Healthcare providers are getting better at accommodating patients who are paying more of their medical bills on their own, but there still a lot of organizations struggling to deal with the new dynamic, according to the results of a survey conducted by the Healthcare Financial Management Association and Navigant Consulting.
Twenty-two percent of the 107 healthcare organizations that participated in the survey said that increased patient responsibility for their healthcare costs are having a significant impact on their operation, down from 40% in 2017. Nearly 20% of organizations said the increased responsibility is having little or no impact, compared with 8% a year ago. Overall, 81% of healthcare revenue cycle management executives believe self-pay patients will impact their organization, down from 92% in 2017.

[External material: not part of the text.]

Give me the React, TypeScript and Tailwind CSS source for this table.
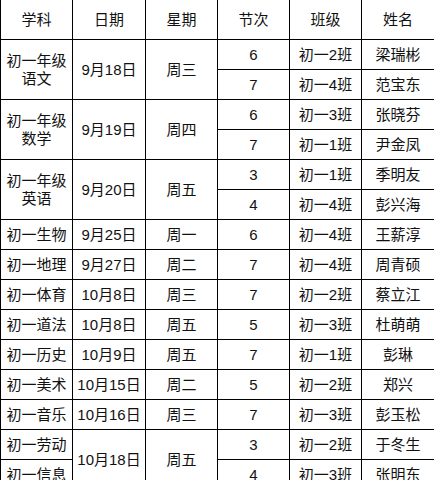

What’s interesting is that more health systems and larger hospitals are expecting a larger impact than hospital groups and smaller hospitals, according to the survey’s results.
“The impact of consumer self-pay on providers will only increase with the popularity of high-deductible health plans and negative changes to the economy,” said James McHugh, a Managing Director at Navigant, in a statement. “Providers must take advantage of opportunities to more holistically educate patients on out-of-pocket costs, predict their propensity to pay as early as possible, and secure alternative payers or financing when needed.”
Improving revenue integrity remained the most popular capability within RCM that organizations are going to focus on during the next 12 months. Self-pay management was fourth on the list.
Nearly 70% of healthcare organizations expect their revenue cycle IT budgets to increase next year, down from 74% a year ago.